## Information supplied
— Begin —

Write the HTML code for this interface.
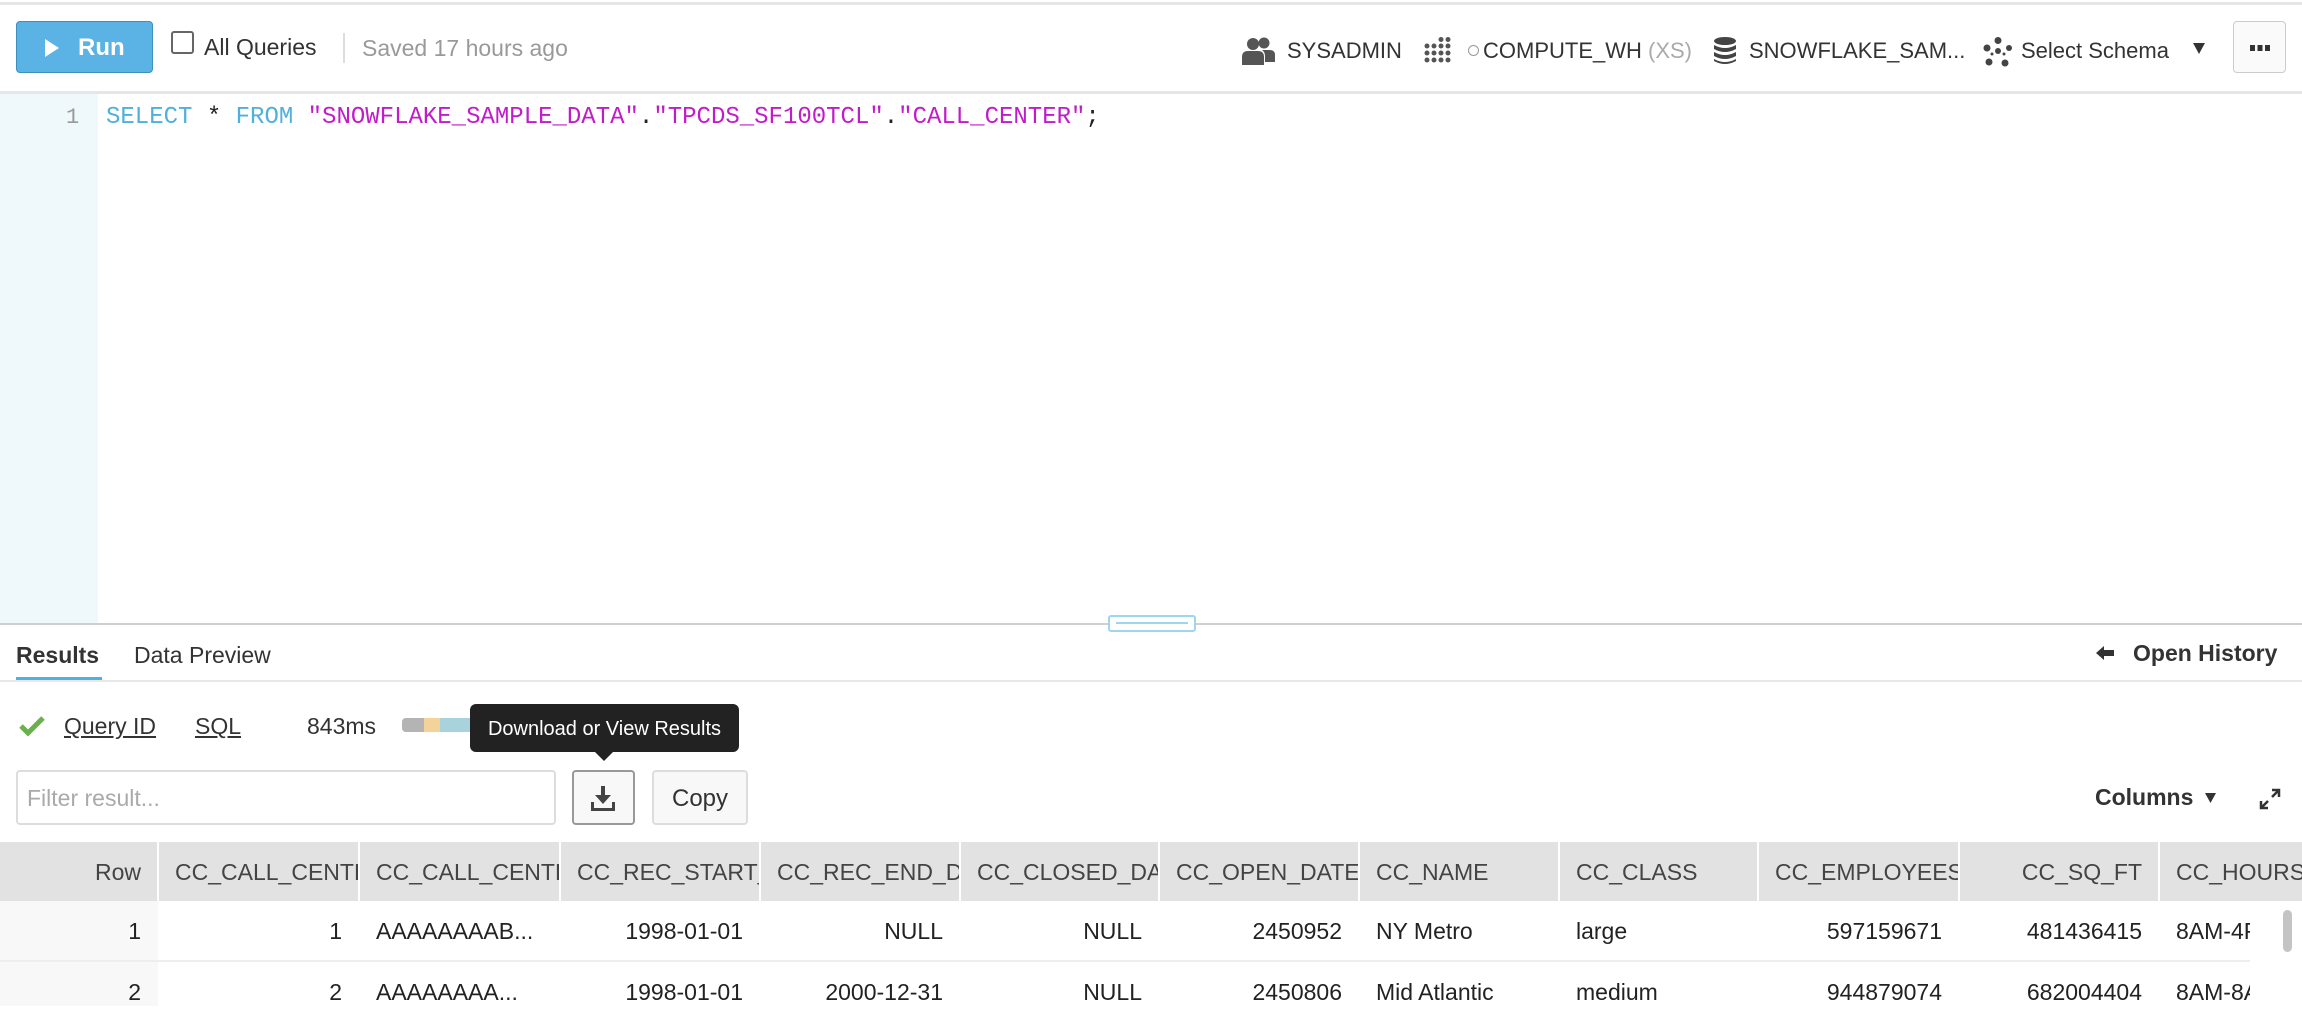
<!DOCTYPE html>
<html><head><meta charset="utf-8">
<style>
*{margin:0;padding:0;box-sizing:border-box}
body{width:2302px;height:1018px;overflow:hidden;background:#fff;font-family:"Liberation Sans",Arial,sans-serif;color:#333;position:relative}
.a{position:absolute;white-space:nowrap}
.t{font-size:23px}
.hdr{position:absolute;top:842px;height:59px;background:#e2e2e2;font-size:23px;color:#444;line-height:61px;overflow:hidden;padding:0 16px}
.c{position:absolute;height:59px;line-height:62px;font-size:23px;color:#222;overflow:hidden;padding:0 16px;white-space:nowrap}
.r{text-align:right}
</style></head><body>
<div class="a" style="left:0;top:2px;width:2302px;height:3px;background:#e6e6e6"></div>
<!-- toolbar -->
<div class="a" style="left:16px;top:21px;width:137px;height:52px;background:#5ab3e4;border:1px solid #3d8fbd;border-radius:4px;color:#fff;font-size:24px;font-weight:bold;line-height:52px">
<svg style="position:absolute;left:28px;top:17px" width="14" height="18" viewBox="0 0 14 18"><path d="M0 0L14 9L0 18Z" fill="#fff"/></svg>
<span style="position:absolute;left:61px">Run</span></div>
<div class="a" style="left:171px;top:31px;width:23px;height:23px;border:2px solid #666;border-radius:3px"></div>
<div class="a t" style="left:204px;top:34px;color:#333">All Queries</div>
<div class="a" style="left:343px;top:33px;width:2px;height:30px;background:#ddd"></div>
<div class="a t" style="left:362px;top:35px;color:#999">Saved 17 hours ago</div>

<svg class="a" style="left:1242px;top:37px" width="34" height="28" viewBox="0 0 34 28"><circle cx="11" cy="7" r="6" fill="#555"/><path d="M0 28V20Q0 14 6 14H16Q22 14 22 20V28Z" fill="#555"/><circle cx="22" cy="6" r="5.5" fill="#555"/><path d="M20 13H28Q33 13 33 18V25H23V19Q23 15 20 13Z" fill="#555"/></svg>
<div class="a" style="left:1287px;top:38px;font-size:22px;color:#333">SYSADMIN</div>
<svg class="a" style="left:1424px;top:37px" width="30" height="26" viewBox="0 0 30 26" fill="#555"><circle cx="3" cy="9" r="2.5"/><circle cx="3" cy="16" r="2.5"/><circle cx="10" cy="9" r="2.5"/><circle cx="10" cy="16" r="2.5"/><circle cx="10" cy="23" r="2.5"/><circle cx="17" cy="2.5" r="2.5"/><circle cx="17" cy="9" r="2.5"/><circle cx="17" cy="16" r="2.5"/><circle cx="17" cy="23" r="2.5"/><circle cx="24" cy="2.5" r="2.5"/><circle cx="24" cy="9" r="2.5"/><circle cx="24" cy="16" r="2.5"/><circle cx="24" cy="23" r="2.5"/><circle cx="3" cy="23" r="2.5"/></svg>
<div class="a" style="left:1468px;top:45px;width:11px;height:11px;border:1.5px solid #999;border-radius:50%"></div>
<div class="a" style="left:1483px;top:38px;font-size:22px;color:#333">COMPUTE_WH <span style="color:#aaa">(XS)</span></div>
<svg class="a" style="left:1713px;top:37px" width="24" height="28" viewBox="0 0 24 28" fill="#444"><ellipse cx="12" cy="4" rx="11" ry="4"/><path d="M1 8Q12 14 23 8V12Q12 18 1 12Z"/><path d="M1 15Q12 21 23 15V19Q12 25 1 19Z"/><path d="M1 22Q12 28 23 22V24Q12 30 1 24Z"/></svg>
<div class="a" style="left:1749px;top:38px;font-size:22px;color:#333">SNOWFLAKE_SAM...</div>
<svg class="a" style="left:1983px;top:37px" width="30" height="30" viewBox="0 0 30 30" fill="#444"><circle cx="15" cy="3.5" r="3.5"/><circle cx="4" cy="11" r="3.5"/><circle cx="26" cy="11" r="3"/><circle cx="15" cy="14" r="3"/><circle cx="6" cy="25" r="3.5"/><circle cx="22" cy="26" r="3.5"/><circle cx="9" cy="17" r="1.5"/><circle cx="21" cy="17" r="1.5"/></svg>
<div class="a" style="left:2021px;top:38px;font-size:22px;color:#333">Select Schema</div>
<svg class="a" style="left:2193px;top:43px" width="12" height="11" viewBox="0 0 13 12"><path d="M0 0H13L6.5 12Z" fill="#333"/></svg>
<div class="a" style="left:2233px;top:21px;width:53px;height:52px;border:1px solid #ccc;border-radius:4px;background:#fafafa"></div>
<svg class="a" style="left:2250px;top:45px" width="20" height="6" viewBox="0 0 20 6" fill="#333"><rect x="0" y="0" width="5" height="6"/><rect x="7.5" y="0" width="5" height="6"/><rect x="15" y="0" width="5" height="6"/></svg>
<div class="a" style="left:0;top:91px;width:2302px;height:3px;background:#e6e6e6"></div>

<!-- editor -->
<div class="a" style="left:0;top:94px;width:98px;height:530px;background:#eff9fc"></div>
<div class="a" style="left:66px;top:105px;font-family:'Liberation Mono',monospace;font-size:22px;color:#999">1</div>
<div class="a" style="left:106px;top:104px;font-family:'Liberation Mono',monospace;font-size:24px;color:#222"><span style="color:#4fb0db">SELECT</span> * <span style="color:#4fb0db">FROM</span> <span style="color:#c21bc9">"SNOWFLAKE_SAMPLE_DATA"</span>.<span style="color:#c21bc9">"TPCDS_SF100TCL"</span>.<span style="color:#c21bc9">"CALL_CENTER"</span>;</div>
<div class="a" style="left:0;top:623px;width:2302px;height:2px;background:#cfcfcf"></div>
<div class="a" style="left:1108px;top:615px;width:88px;height:17px;background:#fff;border:2px solid #9fd6ee;border-radius:3px"></div>
<div class="a" style="left:1116px;top:622px;width:72px;height:2px;background:#9fd6ee"></div>

<!-- tabs -->
<div class="a" style="left:16px;top:642px;font-size:23px;font-weight:bold;color:#333">Results</div>
<div class="a" style="left:134px;top:642px;font-size:23px;color:#333">Data Preview</div>
<div class="a" style="left:16px;top:677px;width:86px;height:4px;background:#4ab3e0"></div>
<div class="a" style="left:0;top:680px;width:2302px;height:2px;background:#e8e8e8"></div>
<svg class="a" style="left:2096px;top:646px" width="18" height="14" viewBox="0 0 18 14"><path d="M0 7L8 0V4H18V10H8V14Z" fill="#333"/></svg>
<div class="a" style="left:2133px;top:640px;font-size:23px;font-weight:bold;color:#333">Open History</div>

<!-- query info -->
<svg class="a" style="left:19px;top:716px" width="26" height="20" viewBox="0 0 26 20"><path d="M2 10L9 17L24 2" stroke="#6ab04c" stroke-width="5" fill="none"/></svg>
<div class="a" style="left:64px;top:713px;font-size:23px;color:#333;text-decoration:underline">Query ID</div>
<div class="a" style="left:195px;top:713px;font-size:23px;color:#333;text-decoration:underline">SQL</div>
<div class="a" style="left:307px;top:713px;font-size:23px;color:#333">843ms</div>
<div class="a" style="left:402px;top:718px;width:80px;height:14px;border-radius:4px;overflow:hidden;background:#a8d3dd"><div style="position:absolute;left:0;width:22px;height:14px;background:#b4b4b4"></div><div style="position:absolute;left:22px;width:16px;height:14px;background:#f3d39a"></div></div>
<div class="a" style="left:470px;top:704px;width:269px;height:48px;background:#222;border-radius:6px;color:#fff;font-size:20px;line-height:50px;text-align:center">Download or View Results</div>
<svg class="a" style="left:594px;top:751px" width="20" height="10" viewBox="0 0 20 10"><path d="M0 0H20L10 10Z" fill="#222"/></svg>

<div class="a" style="left:16px;top:770px;width:540px;height:55px;border:2px solid #ddd;border-radius:4px"></div>
<div class="a" style="left:27px;top:785px;font-size:23px;color:#aaa">Filter result...</div>
<div class="a" style="left:572px;top:770px;width:63px;height:55px;border:2px solid #999;border-radius:4px;background:#f8f8f8"></div>
<svg class="a" style="left:590px;top:786px" width="26" height="26" viewBox="0 0 26 26" fill="#444"><rect x="11" y="0" width="4" height="11"/><path d="M5 9H21L13 18Z"/><rect x="1" y="16" width="3" height="9"/><rect x="22" y="16" width="3" height="9"/><rect x="1" y="22" width="24" height="3"/></svg>
<div class="a" style="left:652px;top:770px;width:96px;height:55px;border:2px solid #ddd;border-radius:4px;background:#f8f8f8;font-size:24px;color:#333;line-height:53px;text-align:center">Copy</div>
<div class="a" style="left:2095px;top:784px;font-size:23px;font-weight:bold;color:#333">Columns</div>
<svg class="a" style="left:2205px;top:793px" width="11" height="10" viewBox="0 0 11 10"><path d="M0 0H11L5.5 10Z" fill="#333"/></svg>
<svg class="a" style="left:2259px;top:788px" width="22" height="22" viewBox="0 0 22 22" fill="none" stroke="#333" stroke-width="2.5"><path d="M13 2H20V9M20 2L13 9M2 13V20H9M2 20L9 13"/></svg>

<!-- table -->
<div class="a" style="left:0;top:900px;width:158px;height:106px;background:#f8f8f8"></div>
<div class="a" style="left:0;top:960px;width:2250px;height:2px;background:#eee"></div>
<div class="hdr r" style="left:0;width:157px">Row</div>
<div class="hdr" style="left:159px;width:199px">CC_CALL_CENTER_SK</div>
<div class="hdr" style="left:360px;width:199px">CC_CALL_CENTER_ID</div>
<div class="hdr" style="left:561px;width:198px">CC_REC_START_DATE</div>
<div class="hdr" style="left:761px;width:198px">CC_REC_END_DATE</div>
<div class="hdr" style="left:961px;width:197px">CC_CLOSED_DATE_SK</div>
<div class="hdr" style="left:1160px;width:198px">CC_OPEN_DATE_SK</div>
<div class="hdr" style="left:1360px;width:198px">CC_NAME</div>
<div class="hdr" style="left:1560px;width:197px">CC_CLASS</div>
<div class="hdr" style="left:1759px;width:199px">CC_EMPLOYEES</div>
<div class="hdr r" style="left:1960px;width:198px">CC_SQ_FT</div>
<div class="hdr" style="left:2160px;width:142px">CC_HOURS</div>

<div class="c r" style="left:0;top:900px;width:157px">1</div>
<div class="c r" style="left:159px;top:900px;width:199px">1</div>
<div class="c" style="left:360px;top:900px;width:199px">AAAAAAAAB...</div>
<div class="c r" style="left:561px;top:900px;width:198px">1998-01-01</div>
<div class="c r" style="left:761px;top:900px;width:198px">NULL</div>
<div class="c r" style="left:961px;top:900px;width:197px">NULL</div>
<div class="c r" style="left:1160px;top:900px;width:198px">2450952</div>
<div class="c" style="left:1360px;top:900px;width:198px">NY Metro</div>
<div class="c" style="left:1560px;top:900px;width:197px">large</div>
<div class="c r" style="left:1759px;top:900px;width:199px">597159671</div>
<div class="c r" style="left:1960px;top:900px;width:198px">481436415</div>
<div class="c" style="left:2160px;top:900px;width:90px;padding-right:0">8AM-4PM</div>

<div class="c r" style="left:0;top:961px;width:157px">2</div>
<div class="c r" style="left:159px;top:961px;width:199px">2</div>
<div class="c" style="left:360px;top:961px;width:199px">AAAAAAAA...</div>
<div class="c r" style="left:561px;top:961px;width:198px">1998-01-01</div>
<div class="c r" style="left:761px;top:961px;width:198px">2000-12-31</div>
<div class="c r" style="left:961px;top:961px;width:197px">NULL</div>
<div class="c r" style="left:1160px;top:961px;width:198px">2450806</div>
<div class="c" style="left:1360px;top:961px;width:198px">Mid Atlantic</div>
<div class="c" style="left:1560px;top:961px;width:197px">medium</div>
<div class="c r" style="left:1759px;top:961px;width:199px">944879074</div>
<div class="c r" style="left:1960px;top:961px;width:198px">682004404</div>
<div class="c" style="left:2160px;top:961px;width:90px;padding-right:0">8AM-8AM</div>
<div class="a" style="left:2283px;top:910px;width:9px;height:42px;background:#c4c4c4;border-radius:5px"></div>
</body></html>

— End —

## Stated goal
Make an exact copy of the lines from the top of the material through the line with "17 hours ago</div>", pictures excluded.

## Exercise response
Write the HTML code for this interface.
<!DOCTYPE html>
<html><head><meta charset="utf-8">
<style>
*{margin:0;padding:0;box-sizing:border-box}
body{width:2302px;height:1018px;overflow:hidden;background:#fff;font-family:"Liberation Sans",Arial,sans-serif;color:#333;position:relative}
.a{position:absolute;white-space:nowrap}
.t{font-size:23px}
.hdr{position:absolute;top:842px;height:59px;background:#e2e2e2;font-size:23px;color:#444;line-height:61px;overflow:hidden;padding:0 16px}
.c{position:absolute;height:59px;line-height:62px;font-size:23px;color:#222;overflow:hidden;padding:0 16px;white-space:nowrap}
.r{text-align:right}
</style></head><body>
<div class="a" style="left:0;top:2px;width:2302px;height:3px;background:#e6e6e6"></div>
<!-- toolbar -->
<div class="a" style="left:16px;top:21px;width:137px;height:52px;background:#5ab3e4;border:1px solid #3d8fbd;border-radius:4px;color:#fff;font-size:24px;font-weight:bold;line-height:52px">
<svg style="position:absolute;left:28px;top:17px" width="14" height="18" viewBox="0 0 14 18"><path d="M0 0L14 9L0 18Z" fill="#fff"/></svg>
<span style="position:absolute;left:61px">Run</span></div>
<div class="a" style="left:171px;top:31px;width:23px;height:23px;border:2px solid #666;border-radius:3px"></div>
<div class="a t" style="left:204px;top:34px;color:#333">All Queries</div>
<div class="a" style="left:343px;top:33px;width:2px;height:30px;background:#ddd"></div>
<div class="a t" style="left:362px;top:35px;color:#999">Saved 17 hours ago</div>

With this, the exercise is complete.